As advised previously in EPTW, employers should keep in mind that there are currently other agency and court tests being used to determine independent contractor vs. employee status. There is the IRS’s Common Law test (20 factor test), the EEOC’s 16 factor test, state unemployment insurances agencies’ “ABC” test (most states), not to mention various other federal and state agencies using one or the other of the above tests and sometimes a combination of them. The more restrictive AI test withdrawn by the DOL last week went beyond the above tests and caused much employer confusion and potential misclassifications of IC versus employee determinations. Now employers must trust in their interpretation of these other tests to determine if engagement of a worker as an independent contractor is defensible should it be challenged.
To be safe employers that have cleaned up their outside worker engagement relationships may want to continue the safer approach to avoid problems.
Law firm Seyfarth Shaw advises employers to evaluate their IC models under several relevant factors to ensure their assignment of IC status is correct:
- Ask the right questions about your independent contractors
- Be willing to relinquish control over ICs
- Be wary if your ICs perform services that are the core of your business
- Have a carefully drafted IC agreement
And some specific DO NOTs:
- DO NOT provide the IC with employee benefits, tools, equipment, etc.

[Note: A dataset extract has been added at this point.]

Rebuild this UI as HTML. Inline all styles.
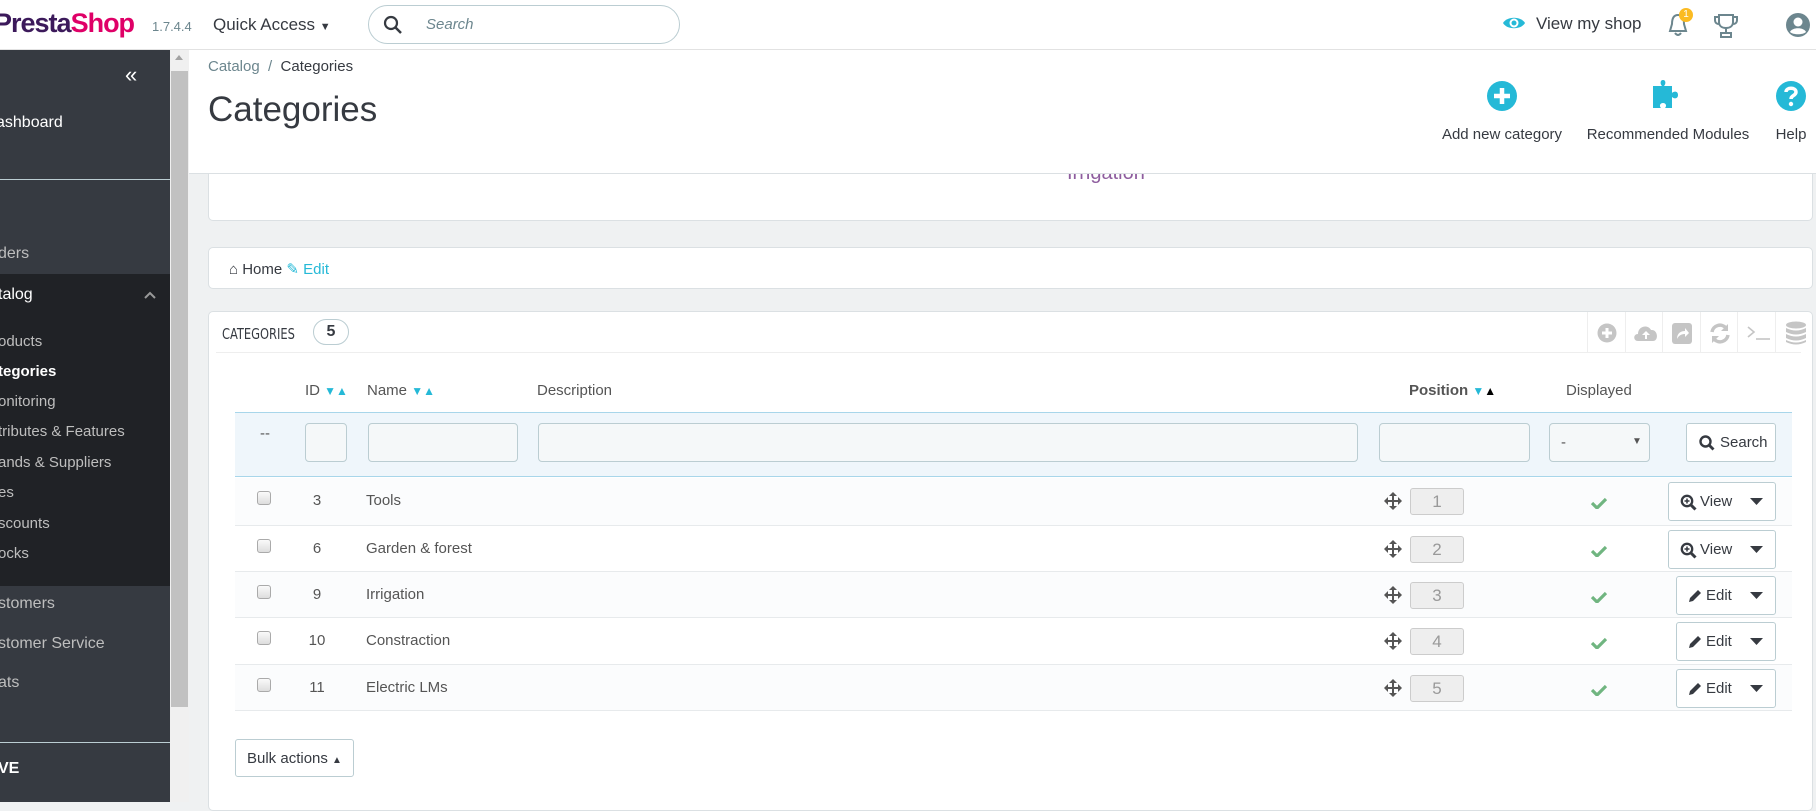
<!DOCTYPE html>
<html><head><meta charset="utf-8"><style>
*{box-sizing:border-box;margin:0;padding:0}
body{width:1816px;height:802px;overflow:hidden;background:#eff1f2;font-family:"Liberation Sans",sans-serif;color:#363a41;position:relative;font-size:15px}
.a{position:absolute}
#hdr{left:0;top:0;width:1816px;height:50px;background:#fff;border-bottom:1px solid #e2e2e2;z-index:5}
#side{left:0;top:50px;width:170px;height:752px;background:#363a41;color:#bebebe;font-size:16px}
#side div.t{position:absolute;white-space:nowrap}
#scroll{left:170px;top:50px;width:19px;height:752px;background:#f0f0f0}
#toolbar{left:189px;top:50px;width:1627px;height:124px;background:#fff;border-bottom:1px solid #dbe0e3;z-index:3}
.panel{background:#fff;border:1px solid #dbe0e3;border-radius:5px}
.inp{position:absolute;background:#f5f8f9;border:1px solid #bbcdd2;border-radius:4px;height:39px;top:423px}
.row{position:absolute;left:235px;width:1557px;border-bottom:1px solid #e7eaec;height:47px;color:#555}
.row .cb{position:absolute;left:22px;top:13px;width:14px;height:14px;border:1px solid #aaa;border-radius:3px;background:linear-gradient(#fafafa,#ddd)}
.row .id{position:absolute;left:52px;width:60px;text-align:center;top:14px}
.row .nm{position:absolute;left:131px;top:14px}
.btn{position:absolute;background:#fff;border:1px solid #bbcdd2;border-radius:3px;height:39px;font-size:15px;line-height:37px}
.ar{font-size:12px}
</style></head><body>
<div id="hdr" class="a">
 <div class="a" style="left:-6px;top:8px;font-size:27px;font-weight:bold;letter-spacing:-1px;color:#3c1a5b">Presta<span style="color:#df0067">Shop</span></div>
 <div class="a" style="left:152px;top:19px;font-size:13px;color:#6c868e">1.7.4.4</div>
 <div class="a" style="left:213px;top:15px;font-size:17px;color:#363a41">Quick Access <span style="font-size:11px">▼</span></div>
 <div class="a" style="left:368px;top:5px;width:312px;height:39px;border:1px solid #bbcdd2;border-radius:20px">
  <svg class="a" style="left:14px;top:9px" width="20" height="20" viewBox="0 0 20 20"><circle cx="8" cy="8" r="6" fill="none" stroke="#363a41" stroke-width="2.2"/><path d="M12.5 12.5L18 18" stroke="#363a41" stroke-width="2.5"/></svg>
  <div class="a" style="left:57px;top:10px;font-style:italic;color:#6c868e;font-size:15px">Search</div></div>
 <svg class="a" style="left:1502px;top:15px" width="24" height="16" viewBox="0 0 24 16"><path d="M1 8C5 1 19 1 23 8C19 15 5 15 1 8Z" fill="#25b9d7"/><circle cx="12" cy="8" r="4.5" fill="#fff"/><circle cx="12" cy="8" r="2.5" fill="#25b9d7"/></svg>
 <div class="a" style="left:1536px;top:14px;font-size:17px">View my shop</div>
 <svg class="a" style="left:1667px;top:12px" width="22" height="26" viewBox="0 0 22 26"><path d="M11 3C6 3 5 8 5 12L3 19H19L17 12C17 8 16 3 11 3Z" fill="none" stroke="#6c868e" stroke-width="2"/><path d="M8 21Q11 25 14 21" fill="none" stroke="#6c868e" stroke-width="2"/></svg>
 <div class="a" style="left:1679px;top:8px;width:14px;height:14px;border-radius:7px;background:#fbbb22;color:#fff;font-size:10px;text-align:center;line-height:14px">1</div>
 <svg class="a" style="left:1714px;top:13px" width="24" height="25" viewBox="0 0 24 25"><path d="M5 2H19V9C19 13 16 15 12 15C8 15 5 13 5 9Z M5 4H1V7C1 10 3 11 5 11 M19 4H23V7C23 10 21 11 19 11" fill="none" stroke="#6c868e" stroke-width="2"/><path d="M12 15V19M7 20H17V24H7Z" fill="none" stroke="#6c868e" stroke-width="2"/></svg>
 <svg class="a" style="left:1785px;top:12px" width="26" height="26" viewBox="0 0 26 26"><circle cx="13" cy="13" r="12" fill="#6c868e"/><circle cx="13" cy="10" r="4.5" fill="#fff"/><path d="M5 20C7 15 19 15 21 20C18 23 8 23 5 20Z" fill="#fff"/></svg>
</div>
<div id="side" class="a">
 <div class="a" style="left:125px;top:12px;font-size:22px;color:#fff">«</div>
 <div class="t" style="left:-4px;top:64px;color:#fff">ashboard</div>
 <div class="a" style="left:0;top:129px;width:170px;height:1px;background:#bbcdd2"></div>
 <div class="t" style="left:-2px;top:195px">ders</div>
 <div class="a" style="left:0;top:224px;width:170px;height:312px;background:#202226"></div>
 <div class="t" style="left:-2px;top:236px;color:#fff">talog</div>
 <svg class="a" style="left:143px;top:240px" width="14" height="10" viewBox="0 0 14 10"><path d="M2 8L7 3L12 8" fill="none" stroke="#999" stroke-width="2"/></svg>
 <div class="t" style="left:-2px;top:283px;font-size:15px">oducts</div>
 <div class="t" style="left:-2px;top:313px;font-size:15px;color:#fff;font-weight:bold">tegories</div>
 <div class="t" style="left:-2px;top:343px;font-size:15px">onitoring</div>
 <div class="t" style="left:-2px;top:373px;font-size:15px">tributes &amp; Features</div>
 <div class="t" style="left:-2px;top:404px;font-size:15px">ands &amp; Suppliers</div>
 <div class="t" style="left:-2px;top:434px;font-size:15px">es</div>
 <div class="t" style="left:-2px;top:465px;font-size:15px">scounts</div>
 <div class="t" style="left:-2px;top:495px;font-size:15px">ocks</div>
 <div class="t" style="left:-2px;top:545px">stomers</div>
 <div class="t" style="left:-2px;top:585px">stomer Service</div>
 <div class="t" style="left:-2px;top:624px">ats</div>
 <div class="a" style="left:0;top:692px;width:170px;height:1px;background:#bbcdd2"></div>
 <div class="t" style="left:-2px;top:710px;color:#fff;font-weight:bold">VE</div>
</div>
<div id="scroll" class="a"><div class="a" style="left:1px;top:21px;width:17px;height:636px;background:#c1c1c1"></div><div class="a" style="left:5px;top:5px;width:0;height:0;border:4px solid transparent;border-bottom:5px solid #a3a3a3;border-top:0"></div></div>
<div id="toolbar" class="a">
 <div class="a" style="left:19px;top:8px;font-size:15px;color:#6c868e">Catalog &nbsp;/&nbsp; <span style="color:#363a41">Categories</span></div>
 <div class="a" style="left:19px;top:40px;font-size:35px;color:#363a41">Categories</div>
 <svg class="a" style="left:1298px;top:31px" width="30" height="30" viewBox="0 0 30 30"><circle cx="15" cy="15" r="15" fill="#25b9d7"/><path d="M15 7V23M7 15H23" stroke="#fff" stroke-width="4.5"/></svg>
 <div class="a" style="left:1251px;top:76px;width:124px;text-align:center;font-size:15px;white-space:nowrap">Add new category</div>
 <svg class="a" style="left:1462px;top:28px" width="34" height="32" viewBox="0 0 34 32"><path d="M2 8H11C9 6 9 2 12 2C15 2 15 6 13 8H21V15C23 13 27 13 27 17C27 21 23 21 21 19V30H14C16 28 15 25 12 25C9 25 8 28 10 30H2Z" fill="#25b9d7"/></svg>
 <div class="a" style="left:1394px;top:76px;width:170px;text-align:center;font-size:15px;white-space:nowrap">Recommended Modules</div>
 <svg class="a" style="left:1587px;top:31px" width="30" height="30" viewBox="0 0 30 30"><circle cx="15" cy="15" r="15" fill="#25b9d7"/><path d="M10 11C10 6 20 6 20 11C20 15 15 14 15 18" fill="none" stroke="#fff" stroke-width="3.5"/><circle cx="15" cy="23" r="2.2" fill="#fff"/></svg>
 <div class="a" style="left:1580px;top:76px;width:44px;text-align:center;font-size:15px">Help</div>
</div>
<div class="a panel" style="left:208px;top:150px;width:1605px;height:71px;border-top:none"><div class="a" style="left:858px;top:12px;font-size:20px;color:#8e5d9e">Irrigation</div></div>
<div class="a panel" style="left:208px;top:247px;width:1605px;height:42px">
 <div class="a" style="left:20px;top:12px;font-size:15px">&#8962; Home <span style="color:#25b9d7">✎ Edit</span></div></div>
<div class="a panel" style="left:208px;top:311px;width:1605px;height:500px">
 <div class="a" style="left:13px;top:13px;font-size:15px;font-family:'Liberation Sans Narrow','DejaVu Sans Condensed',sans-serif;transform:scaleX(.85);transform-origin:left;color:#363a41">CATEGORIES</div>
 <div class="a" style="left:104px;top:7px;width:36px;height:26px;border:1px solid #bbcdd2;border-radius:13px;text-align:center;font-weight:bold;font-size:16px;line-height:24px;background:#fff">5</div>
 <div class="a" style="left:7px;top:40px;width:1585px;height:1px;background:#eee"></div>
 <div class="a" style="left:1378px;top:0;width:1px;height:40px;background:#eee"></div>
 <svg class="a" style="left:1388px;top:11px" width="20" height="20"><circle cx="10" cy="10" r="9.5" fill="#c5c5c5"/><path d="M10 5V15M5 10H15" stroke="#fff" stroke-width="3"/></svg>
 <div class="a" style="left:1416px;top:0;width:1px;height:40px;background:#eee"></div>
 <svg class="a" style="left:1424px;top:11px" width="26" height="20"><path d="M5 18C0 18 0 11 5 11C5 3 15 1 18 7C25 6 26 18 20 18Z" fill="#c5c5c5"/><path d="M13 8L9 12H12V16H14V12H17Z" fill="#fff"/></svg>
 <div class="a" style="left:1453px;top:0;width:1px;height:40px;background:#eee"></div>
 <svg class="a" style="left:1463px;top:11px" width="20" height="21"><rect width="20" height="21" rx="3" fill="#c5c5c5"/><path d="M5 16C5 10 9 8 13 8V5L17 10L13 14V11C10 11 7 12 5 16Z" fill="#fff"/></svg>
 <div class="a" style="left:1491px;top:0;width:1px;height:40px;background:#eee"></div>
 <svg class="a" style="left:1500px;top:11px" width="22" height="21"><path d="M3 9A8 8 0 0 1 17 5M19 12A8 8 0 0 1 5 16" fill="none" stroke="#c5c5c5" stroke-width="3.5"/><path d="M19 1V8H12Z M3 20V13H10Z" fill="#c5c5c5"/></svg>
 <div class="a" style="left:1528px;top:0;width:1px;height:40px;background:#eee"></div>
 <svg class="a" style="left:1538px;top:13px" width="24" height="16"><path d="M1 2L7 7L1 12" fill="none" stroke="#c5c5c5" stroke-width="1.6"/><path d="M9 14H23" stroke="#c5c5c5" stroke-width="1.6"/></svg>
 <div class="a" style="left:1566px;top:0;width:1px;height:40px;background:#eee"></div>
 <svg class="a" style="left:1576px;top:9px" width="22" height="25"><ellipse cx="11" cy="4" rx="10" ry="3.5" fill="#c5c5c5"/><path d="M1 7Q11 12 21 7V11Q11 16 1 11Z M1 13Q11 18 21 13V17Q11 22 1 17Z M1 19Q11 24 21 19V21Q11 26 1 21Z" fill="#c5c5c5"/></svg>
</div>
<div class="a" style="left:305px;top:382px;font-size:15px;color:#555">ID <span class="ar" style="color:#25b9d7">▼▲</span></div>
<div class="a" style="left:367px;top:382px;font-size:15px;color:#555">Name <span class="ar" style="color:#25b9d7">▼▲</span></div>
<div class="a" style="left:537px;top:382px;font-size:15px;color:#555">Description</div>
<div class="a" style="left:1409px;top:382px;font-size:15px;color:#555;font-weight:bold">Position <span class="ar" style="color:#25b9d7">▼</span><span class="ar" style="color:#000">▲</span></div>
<div class="a" style="left:1566px;top:382px;font-size:15px;color:#555">Displayed</div>
<div class="a" style="left:235px;top:412px;width:1557px;height:65px;background:#eff6fb;border-top:1px solid #a8d6ea;border-bottom:1px solid #a8d6ea"></div>
<div class="a" style="left:260px;top:425px;color:#555">--</div>
<div class="inp" style="left:305px;width:42px"></div>
<div class="inp" style="left:368px;width:150px"></div>
<div class="inp" style="left:538px;width:820px"></div>
<div class="inp" style="left:1379px;width:151px"></div>
<div class="inp" style="left:1549px;width:101px"><span class="a" style="left:11px;top:10px;color:#555">-</span><span class="a" style="left:82px;top:12px;font-size:10px;color:#555">▼</span></div>
<div class="btn" style="left:1686px;top:423px;width:90px;padding-left:33px;color:#363a41">Search<svg class="a" style="left:12px;top:11px" width="16" height="16"><circle cx="6.5" cy="6.5" r="5" fill="none" stroke="#363a41" stroke-width="2.4"/><path d="M10 10L14.5 14.5" stroke="#363a41" stroke-width="2.8"/></svg></div>

<div class="row" style="top:478px;height:48px;background:#fbfcfd"><div class="cb"></div><div class="id">3</div><div class="nm">Tools</div></div>
<div class="row" style="top:526px;height:46px"><div class="cb"></div><div class="id">6</div><div class="nm">Garden &amp; forest</div></div>
<div class="row" style="top:572px;height:46px;background:#fbfcfd"><div class="cb"></div><div class="id">9</div><div class="nm">Irrigation</div></div>
<div class="row" style="top:618px;height:47px"><div class="cb"></div><div class="id">10</div><div class="nm">Constraction</div></div>
<div class="row" style="top:665px;height:46px;background:#fbfcfd"><div class="cb"></div><div class="id">11</div><div class="nm">Electric LMs</div></div>

<div id="pos"></div>
<script>
var tops=[478,526,572,618,665],acts=["View","View","Edit","Edit","Edit"];
var h="";
for(var i=0;i<5;i++){var t=tops[i];
h+='<svg class="a" style="left:1384px;top:'+(t+14)+'px" width="18" height="18" viewBox="0 0 18 18"><path d="M9 0L13 4H10V8H14V5L18 9L14 13V10H10V14H13L9 18L5 14H8V10H4V13L0 9L4 5V8H8V4H5Z" fill="#555"/></svg>';
h+='<div class="a" style="left:1410px;top:'+(t+10)+'px;width:54px;height:27px;background:#eee;border:1px solid #ccc;border-radius:3px;text-align:center;color:#999;font-size:17px;line-height:25px">'+(i+1)+'</div>';
h+='<svg class="a" style="left:1591px;top:'+(t+19)+'px" width="16" height="12" viewBox="0 0 16 12"><path d="M1 6L6 11L15 2" fill="none" stroke="#70b580" stroke-width="3.2"/></svg>';
var L=acts[i]=="View"?1668:1676;
var ic=acts[i]=="View"?'<svg class="a" style="left:11px;top:11px" width="17" height="17"><circle cx="7" cy="7" r="5.2" fill="none" stroke="#363a41" stroke-width="2.3"/><path d="M11 11L15.5 15.5" stroke="#363a41" stroke-width="3"/><path d="M7 4.5V9.5M4.5 7H9.5" stroke="#363a41" stroke-width="1.5"/></svg>':'<svg class="a" style="left:10px;top:11px" width="16" height="16"><path d="M2 14L3 10L11 2L14 5L6 13Z" fill="#363a41"/></svg>';
h+='<div class="btn" style="left:'+L+'px;top:'+(t+4)+'px;width:'+(1776-L)+'px;height:39px;padding-left:'+(acts[i]=="View"?31:29)+'px">'+ic+acts[i]+'<svg class="a" style="right:12px;top:15px" width="13" height="8"><path d="M0 0H13L6.5 7Z" fill="#363a41"/></svg></div>';}
document.getElementById("pos").innerHTML=h;
</script>
<div class="btn" style="left:235px;top:739px;width:119px;height:38px;padding-left:11px;color:#363a41">Bulk actions <span style="font-size:10px">▲</span></div>
</body></html>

- DO NOT ask the IC to perform services that are already being performed by employees
- DO NOT require the independent contractor to:
- Provide services exclusively for your organization
Perform services exclusively on the Company’s premises
Work established hours
Provide services personally
Attend employee meetings or events
Submit regular reports that ordinarily are required of employees (periodic status reports are OK)
Follow your instructions on the “who, how, when, and where” of getting the details of the project completed
- DO NOT assume an independent contractor relationship means you are free from managing within any applicable employment laws or company policies.
- DO NOT retain a contractor long term – the longer the worker is retained, the greater the risk
- DO NOT use employment terminology with Independent Contractors or treat them like employees
- DO NOT provide Independent Contractors with a Form W-2
If you have questions about determining independent contractors from employee, it is advisable to contact your legal counsel.